Much like Clueless, fashion also played a key role in Romy and Michele's Highschool Reunion. The clothes worn in the film are vibrant, textured, reflective and iridescent, with each color chosen to express the character who wears it. The main two characters, played by Lisa Kudrow and Mira Sorvino, had about 35 to 40 costume changes throughout the film. One-third of the film's costumes were hand-made by May, and the rest was a mix of designer and thrift store pieces.

=== Later work ===
After Romy and Michele's Highschool Reunion, May worked on The Wedding Singer (1998), A Night at the Roxbury (1998), 8MM (1999), and Never Been Kissed (1999). Starting with The Wedding Singer (1998), May has had a 20+ year history of collaborating with actress/producer Drew Barrymore, including Never Been Kissed (1999), and more recently, the television series Santa Clarita Diet (2017–2019).

May has worked on costumes for animated films such as Stuart Little 2 (2002), The Haunted Mansion (2003), and Enchanted (2007).  She describes the process of working with animated characters as similar to live-action, with virtual fittings and different proportions to dress. Enchanted blended live-action and animation. She first had to design the costumes in 2D old-style Disney animation, translate them to live action, then translate that into 3D CGI animation. Her work on Enchanted earned her a nomination for a 2008 Costume Designers Guild Award for Excellence in Fantasy Film.

Since Enchanted, May has worked on over 40 films and television series' such as The House Bunny (2008), Married (2014–15), Grandfathered (2015–16), and Flora & Ulysses (2021). She also worked on the film Ant-Man and The Wasp: Quantumania (2022).

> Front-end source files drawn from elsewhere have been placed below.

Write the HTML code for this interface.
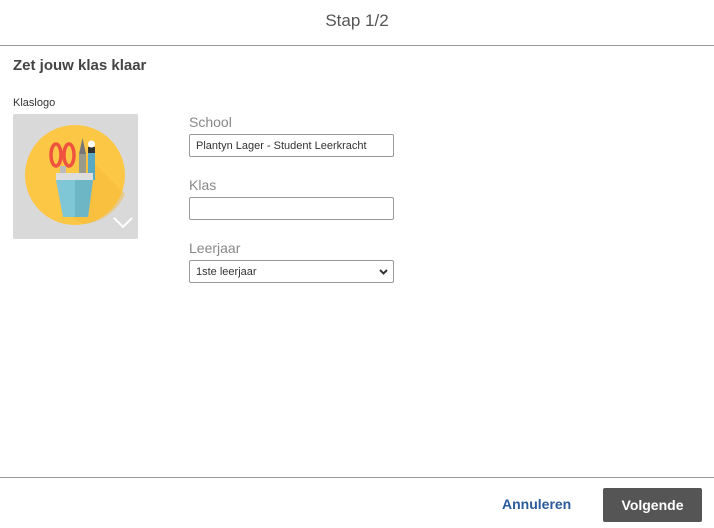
<!DOCTYPE html>
<html><head><meta charset="utf-8"><style>
body{margin:0;width:714px;height:528px;background:#fff;font-family:"Liberation Sans",sans-serif;position:relative;overflow:hidden;color:#444}
.a{position:absolute}
.hdr{top:11px;left:0;width:714px;text-align:center;font-size:17px;color:#555}
.line{left:0;width:714px;height:1px;background:#999}
.lbl{font-size:14px;color:#888}
.inp{border:1px solid #999;border-radius:2px;height:23px;width:205px;box-sizing:border-box;font-size:11px;color:#333;padding:5px 6px;white-space:nowrap;overflow:hidden}
</style></head><body>
<div class="a hdr">Stap 1/2</div>
<div class="a line" style="top:45px"></div>
<div class="a" style="left:13px;top:57px;font-size:15px;font-weight:bold;color:#444">Zet jouw klas klaar</div>
<div class="a" style="left:13px;top:97px;font-size:11px;color:#333">Klaslogo</div>
<div class="a" style="left:13px;top:114px;width:125px;height:125px;background:#d9d9d9;border-radius:2px">
<svg width="125" height="125" viewBox="0 0 125 125">
<circle cx="62" cy="61" r="50" fill="#fcc745"/>
<path d="M70 38 L112 80 A50 50 0 0 1 70 110 L60 104 Z" fill="#f5b93a" opacity=".5"/>
<ellipse cx="43" cy="41" rx="5" ry="11" fill="none" stroke="#ef5340" stroke-width="3.5"/>
<ellipse cx="56" cy="41" rx="5" ry="11" fill="none" stroke="#ef5340" stroke-width="3.5"/>
<rect x="47" y="52" width="6" height="10" fill="#bbb"/>
<rect x="66" y="40" width="7" height="26" fill="#9a9a8a"/>
<path d="M66 40 L69.5 24 L73 40 Z" fill="#777"/>
<rect x="75" y="36" width="7" height="30" fill="#5aa9c4"/>
<rect x="75" y="33" width="7" height="6" fill="#333"/>
<circle cx="78.5" cy="30" r="3.5" fill="#fff"/>
<rect x="43" y="59" width="37" height="7" fill="#ddd"/>
<path d="M43 66 L80 66 L75 103 L50 103 Z" fill="#7fc6d6"/>
<path d="M62 66 L80 66 L75 103 L62 103 Z" fill="#6cb6c6"/>
<path d="M101 104 L110 113 L119 104" fill="none" stroke="#fff" stroke-width="2"/>
</svg></div>
<div class="a lbl" style="left:189px;top:114px">School</div>
<div class="a inp" style="left:189px;top:134px">Plantyn Lager - Student Leerkracht</div>
<div class="a lbl" style="left:189px;top:177px">Klas</div>
<div class="a inp" style="left:189px;top:197px"></div>
<div class="a lbl" style="left:189px;top:240px">Leerjaar</div>
<div class="a inp" style="left:189px;top:260px">1ste leerjaar<svg class="a" style="right:5px;top:8px" width="9" height="6"><path d="M1 1 L4.5 4.5 L8 1" fill="none" stroke="#333" stroke-width="2"/></svg></div>
<div class="a line" style="top:477px"></div>
<div class="a" style="left:502px;top:496px;font-size:14px;font-weight:bold;color:#2a5b9a">Annuleren</div>
<div class="a" style="left:603px;top:488px;width:99px;height:34px;background:#555;border-radius:2px;color:#fff;font-size:14px;font-weight:bold;text-align:center;line-height:34px">Volgende</div>
</body></html>
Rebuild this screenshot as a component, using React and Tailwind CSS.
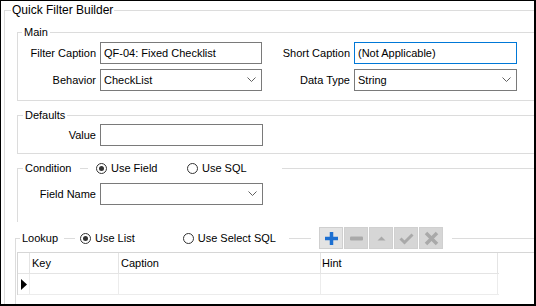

In September 2020, Mona May teamed up with the online thrift company Thrilling to curate a 500-piece collection of 1990s inspired vintage clothing.

== Filmography ==

| Title | Year |
|---|---|
| Just Say Julie | 1989 |
| Medusa: Dare to Be Truthful | 1991 |
| House IV | 1992 |
| Valhalla | 1992 |
| 3 Ninjas | 1992 |
| Carol Leifer: Gaudy, Bawdy & Blue | 1992 |
| Best of the Best II | 1993 |
| Attack of the 5 Ft. 2 Women | 1994 |
| Clueless | 1995 |
| High School High | 1996 |
| Clueless (TV series) | 1996-1997 |
| Romy and Michele's High School Reunion | 1997 |
| The Wedding Singer | 1998 |
| A Night at the Roxbury | 1998 |
| 8MM | 1999 |
| Never Been Kissed | 1999 |
| Loser | 2000 |
| Zenon: The Zequel | 2001 |
| Stuart Little 2 | 2002 |
| The Master of Disguise | 2002 |
| Easy | 2003 |
| The Haunted Mansion | 2003 |
| Zenon: Z3 | 2004 |
| Stuck in the Suburbs | 2004 |
| Miles from Home | 2006 |
| Enchanted | 2007 |
| The Cheetah Girls: One World | 2008 |
| The House Bunny | 2008 |
| Streak | 2008 |
| Aliens in the Attic | 2009 |
| Wizards of Waverly Place: The Movie | 2009 |
| Love at First Hiccup | 2009 |
| Camp Rock 2: The Final Jam | 2010 |
| Flypaper | 2011 |
| Just Go with It | 2011 |
| Lemonade Mouth | 2011 |
| Zookeeper | 2011 |
| American Reunion | 2012 |
| The Giant Mechanical Man | 2012 |
| Let It Shine | 2012 |
| Vamps | 2012 |
| Curse of the Sunset Starlet | 2013 |
| Half Way Home | 2013 |
| IIDawn | 2014 |
| Parts Per Billion | 2014 |
| Ask Me Anything | 2014 |
| Petals on the Wind | 2014 |
| Comet | 2014 |
| Jackie & Ryan | 2014 |
| Whitney | 2015 |
| Married | 2014-2015 |
| The Trust | 2016 |
| Grandfathered | 2015-2016 |
| Sister Cities | 2016 |
| Incarnate | 2016 |
| Pearl | 2016 |
| All I Wish | 2017 |
| SPF-18 | 2017 |
| Banana Split | 2018 |
| Santa Clarita Diet | 2017-2019 |
| Words on Bathroom Walls | 2020 |
| Flora & Ulysses | 2021 |
| Punky Brewster | 2021 |
| Mixtape | 2021 |
| Romy and Michele 2 | 2027 |

== Cultural impact and legacy ==
The fashion from Clueless is often credited with reshaping the trends of the 1990s, from grunge, to more vibrant and feminine. Fashion designers, clothing lines, YouTubers, and celebrities riff off of Cluelesss style, created by Mona May. The styles of Romy and Michele's High School Reunion can also be seen referenced in certain fashion trends.

Celebrities such as Iggy Azalea, Ariana Grande, and Willow Smith, have worn versions of Cher's yellow plaid suit from Clueless .

Shortly after Clueless premiered, Karl Lagerfeld put a Chanel water-bottle holder on his runway, which was an accessory May created for Cher in the film. In the fall of 2018, Versace had a Clueless-inspired look on their runway in Milan.

Mona May's costumes from Clueless, Romy and Michele's High School Reunion, and more, are often worn as Halloween costumes.